Scientific Methods
Overview of the Scientific Method
- Observe the System to Identify Potential Risks and Collect Baseline Data
- Form a Hypothesis
- Experiment and Test the Hypothesis
- Analyze the Results
- Expand Scope and Re-Test
- Share Results
- Repeat
Observing the System and Identifying Potential Risks and Creating a Baseline
To measure how systems change during an experiment, it is important to understand how they behave now. This involves collecting relevant metrics from target systems under normal load, which will provide a baseline for comparison. Using this data, you can measure exactly how much our systems change in response to the attack.
If you don't have baseline metrics, that is OK. With Gremlin you can use Status Checks to automatically that your systems are available and responsive.
If Attack Visualizations is enabled in the Gremlin web app, the Gremlin UI will automatically chart CPU utilization for CPU attacks, memory (RAM) utilization for memory attacks, and system uptime for shutdown attacks. This will also record utilization metrics immediately before and after the attack. For other metrics, use your monitoring solution of choice.
Formulating a Hypothesis
One of the most powerful questions in Chaos Engineering is "Does this work the way I think it does?".

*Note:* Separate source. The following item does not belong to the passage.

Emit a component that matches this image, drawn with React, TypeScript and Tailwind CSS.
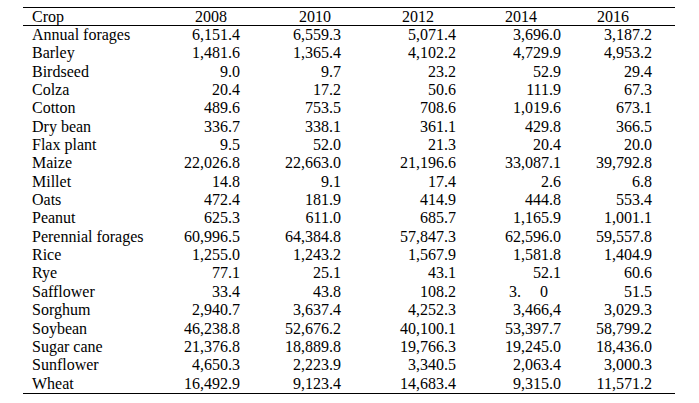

Once you've got an idea how you think your system will work, think about how you would validate it. What type of failure could you inject to help you prove or disprove this hypothesis? What happens if your systems don’t respond the way you expected? You've chosen a scenario -- the exact failure to simulate -- to inject. What happens next?

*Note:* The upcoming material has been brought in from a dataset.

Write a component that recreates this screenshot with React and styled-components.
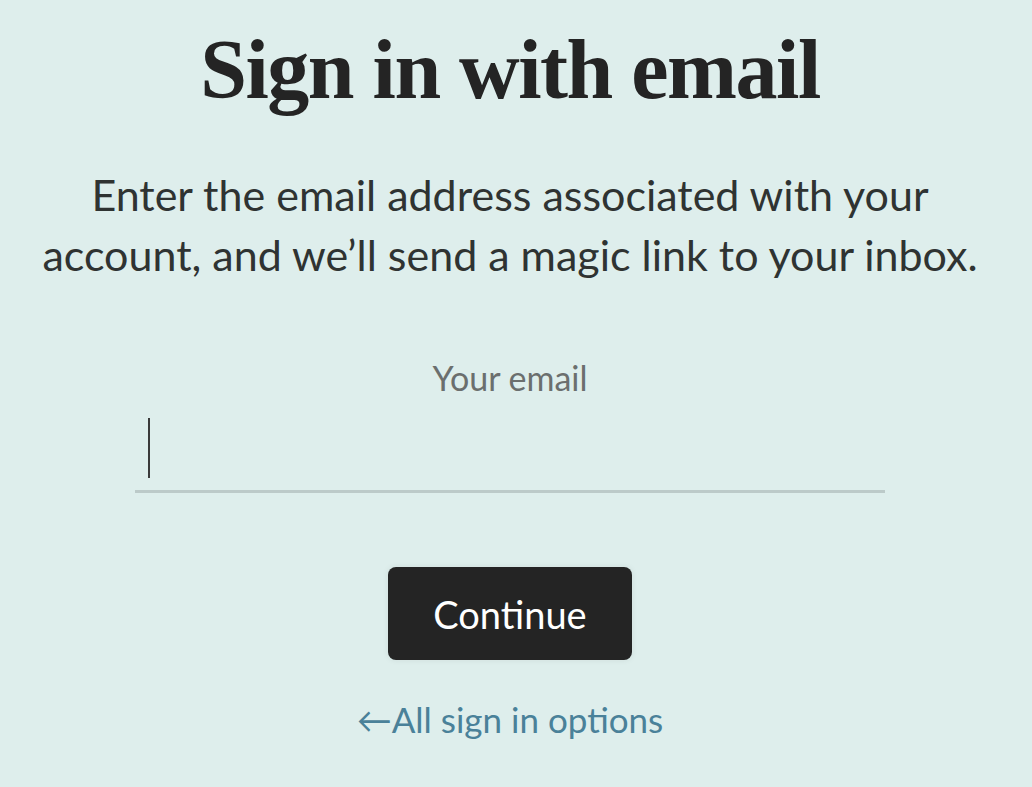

This is an excellent thought exercise to work through as a team. By discussing the scenario, you can hypothesize on the expected outcome when running in production. What will be the impact to customers, to our service or to our dependencies?
Once you have a hypothesis you’ll want to determine which metrics to measure in order to verify or disprove your hypothesis.

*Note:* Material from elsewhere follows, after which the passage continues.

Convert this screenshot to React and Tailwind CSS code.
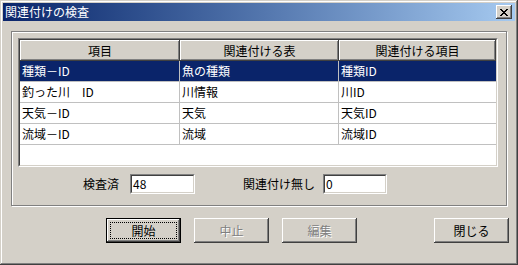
import React from "react";

const rows = [
  { item: "種類－ID", table: "魚の種類", field: "種類ID", selected: true },
  { item: "釣った川　ID", table: "川情報", field: "川ID" },
  { item: "天気－ID", table: "天気", field: "天気ID" },
  { item: "流域－ID", table: "流域", field: "流域ID" },
];

const raised =
  "shadow-[inset_-1px_-1px_#404040,inset_1px_1px_#ffffff,inset_-2px_-2px_#808080,inset_2px_2px_#d4d0c8]";

// sunken 2px frame around edit boxes and the list
const Sunken = ({ className = "", children }) => (
  <div className={`border border-t-[#808080] border-l-[#808080] border-b-white border-r-white ${className}`}>
    <div className="h-full border border-t-[#404040] border-l-[#404040] border-b-[#d4d0c8] border-r-[#d4d0c8] bg-white">
      {children}
    </div>
  </div>
);

const Button = ({ label, isDefault, disabled, className = "" }) => {
  if (isDefault) {
    return (
      <div className={`w-[75px] h-[25px] border border-black bg-[#d4d0c8] ${className}`}>
        <div className={`h-full ${raised} p-[3px]`}>
          <div className="h-full border border-dotted border-black flex items-center justify-center">
            {label}
          </div>
        </div>
      </div>
    );
  }
  return (
    <div
      className={`w-[75px] h-[25px] bg-[#d4d0c8] ${raised} flex items-center justify-center ${
        disabled ? "text-[#808080] [text-shadow:1px_1px_0_#ffffff]" : "text-black"
      } ${className}`}
    >
      {label}
    </div>
  );
};

const colW = ["w-[160px]", "w-[159px]", "w-[157px]"];

export default function App() {
  return (
    <div
      className="w-[518px] h-[265px] bg-[#d4d0c8] p-[3px] flex flex-col text-[12px] leading-none text-black shadow-[inset_-1px_-1px_#404040,inset_1px_1px_#d4d0c8,inset_-2px_-2px_#808080,inset_2px_2px_#ffffff]"
      style={{ fontFamily: '"Noto Sans CJK JP", "Noto Sans", sans-serif' }}
    >
      {/* title bar */}
      <div className="h-[18px] flex items-center justify-between bg-gradient-to-r from-[#0a246a] to-[#a6caf0] pl-[2px] pr-[3px]">
        <span className="text-white text-[12px]">関連付けの検査</span>
        <div className={`w-[16px] h-[14px] bg-[#d4d0c8] ${raised} flex items-center justify-center`}>
          <svg width="8" height="7" viewBox="0 0 8 7" shapeRendering="crispEdges">
            <path d="M0 0h2v1H0zM6 0h2v1H6zM1 1h2v1H1zM5 1h2v1H5zM2 2h4v1H2zM3 3h2v1H3zM2 4h4v1H2zM1 5h2v1H1zM5 5h2v1H5zM0 6h2v1H0zM6 6h2v1H6z" fill="#000" />
          </svg>
        </div>
      </div>

      {/* body */}
      <div className="flex flex-col pl-[8px] pt-[10px]">
        <div className="w-[496px] h-[175px] border border-[#808080] shadow-[inset_1px_1px_#ffffff,1px_1px_0_#ffffff] pl-[6px] pt-[6px] flex flex-col">
          <Sunken className="w-[480px] h-[129px]">
            <div className="flex flex-col h-full overflow-hidden">
              <div className="flex h-[21px] shrink-0">
                {["項目", "関連付ける表", "関連付ける項目"].map((h, i) => (
                  <div
                    key={h}
                    className={`${colW[i]} bg-[#d4d0c8] ${raised} flex items-center justify-center shrink-0`}
                  >
                    {h}
                  </div>
                ))}
              </div>
              {rows.map((r) => (
                <div
                  key={r.item}
                  className={`flex h-[21px] shrink-0 border-b border-[#c0c0c0] ${
                    r.selected ? "bg-[#0a246a] text-white" : ""
                  }`}
                >
                  {[r.item, r.table, r.field].map((c, i) => (
                    <div
                      key={i}
                      className={`${colW[i]} shrink-0 flex items-center pl-[2px] ${
                        i < 2 ? "border-r border-[#c0c0c0]" : ""
                      }`}
                    >
                      {c}
                    </div>
                  ))}
                </div>
              ))}
            </div>
          </Sunken>

          <div className="flex items-center mt-[7px] h-[20px]">
            <span className="ml-[65px] w-[36px]">検査済</span>
            <Sunken className="ml-[11px] w-[65px] h-[20px]">
              <div className="h-full flex items-center pl-[1px]">48</div>
            </Sunken>
            <span className="ml-[48px]">関連付け無し</span>
            <Sunken className="ml-[8px] w-[64px] h-[20px]">
              <div className="h-full flex items-center pl-[1px]">0</div>
            </Sunken>
          </div>
        </div>

        <div className="flex mt-[12px] pl-[95px]">
          <Button label="開始" isDefault />
          <Button label="中止" disabled className="ml-[13px]" />
          <Button label="編集" disabled className="ml-[13px]" />
          <Button label="閉じる" className="ml-[77px]" />
        </div>
      </div>
    </div>
  );
}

It's good to have a key performance metric that correlates to customer success (such as orders per minute, or stream starts per second). As a rule of thumb, if you ever see an impact to these metrics, you want to halt the experiment immediately.
Understanding the Blast Radius in Experiments
After you have formed your hypothesis, you want to look at how you can minimize your Blast Radius prior to your experiment.
The Blast Radius is the subset of a system that can be impacted by an attack; the worst case impact of a failed experiment. Usually measured in customer impact (i.e. 10% of customers could be impacted), but may be expressed in hosts, services, or other discrete parts of a customer’s infrastructure. When running chaos experiments, it is recommended to run the smallest version possible, limiting the blast radius, and then scaling larger over time.
You want to start with the smallest possible experiment to test in your system, from there you can expand the blast radius of your experiment.
Setting Abort Conditions
Always have a backup plan in case things go wrong, but accept that sometimes even the backup plan can fail.
Talk through how you’re going to revert the impact. If you’re running commands by hand, be thoughtful not to break ssh or control plane access to your instances.
One of the core aspects of Gremlin is safety. All of our attacks can be reverted immediately, allowing you to safely abort and return to steady state if things go wrong. Our agents will also immediately halt any ongoing attacks if they lose connection to the Gremlin Control Plane.
Analyzing the Results
After running your first experiment, hopefully, there will likely be one of two outcomes: either you’ve verified that your system is resilient to the failure you introduced, or you’ve found a problem you need to fix. Both of these are good outcomes. On one hand, you’ve increased your confidence in the system and its behavior, and on the other you’ve found a problem before it caused an outage.
Make sure you have documented the experiments and results.
Share the Results
A key outcome of Chaos Engineering is learning. Through experimentations you are learning about your systems, validating your hypotheses, and teaching your teammates.
Sharing the results of your Chaos Engineering experiments will help other teams understand how to run their own experiments and where weaknesses in their systems are.